She wrote him-thinking of the movies and how she was actually setting up a scene from every romantic comedy ever made...which she herself had declared poisonous to the reality of living relationships-but she wrote on. Told him where she would be that evening and the next and that she'd really like to see him...told him he didn't have to reply, and tipped her hat to her almost obsessive need to beat something into the ground. She was a "try all avenues" kind of girl. She pressed "send".

In the afternoon, it started to snow. She watched, nonplussed, thinking it would stop soon. It didn't stop. It got worse and worse until she had to accept that the weather had thwarted her plan for a reconciliation. But, something small in her heart kept speaking up. Telling her she had to go anyway. What if he showed up? What if what if what if...

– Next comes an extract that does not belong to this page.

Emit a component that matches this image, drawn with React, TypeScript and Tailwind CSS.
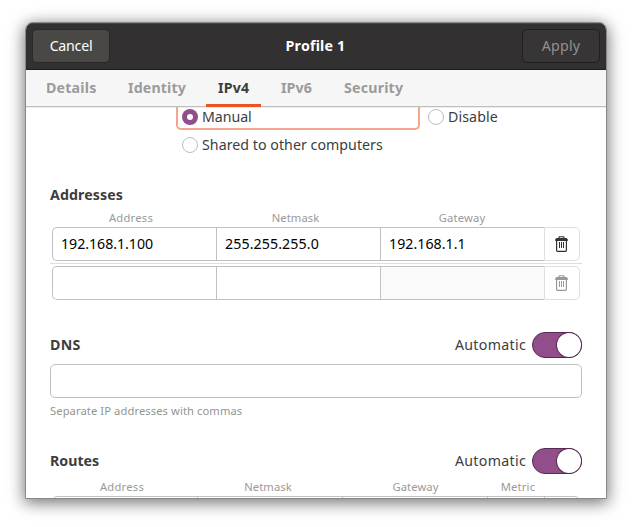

There were 4 other people in the bar besides her. She resolved to stay until 10:30. It was 9:20. She ordered a beer and sat down and listened to music...her stomach doing some floor work and then the uneven bars. She knew he wasn't going to show... but she even went so far as to alert another bartender just in case to show him where she'd be. Utter silliness. She laughed at herself. But didn't feel bad. She knew that there were about a thousand reasons he wasn't going to show up...the least of which being the 6 inches of snow outside.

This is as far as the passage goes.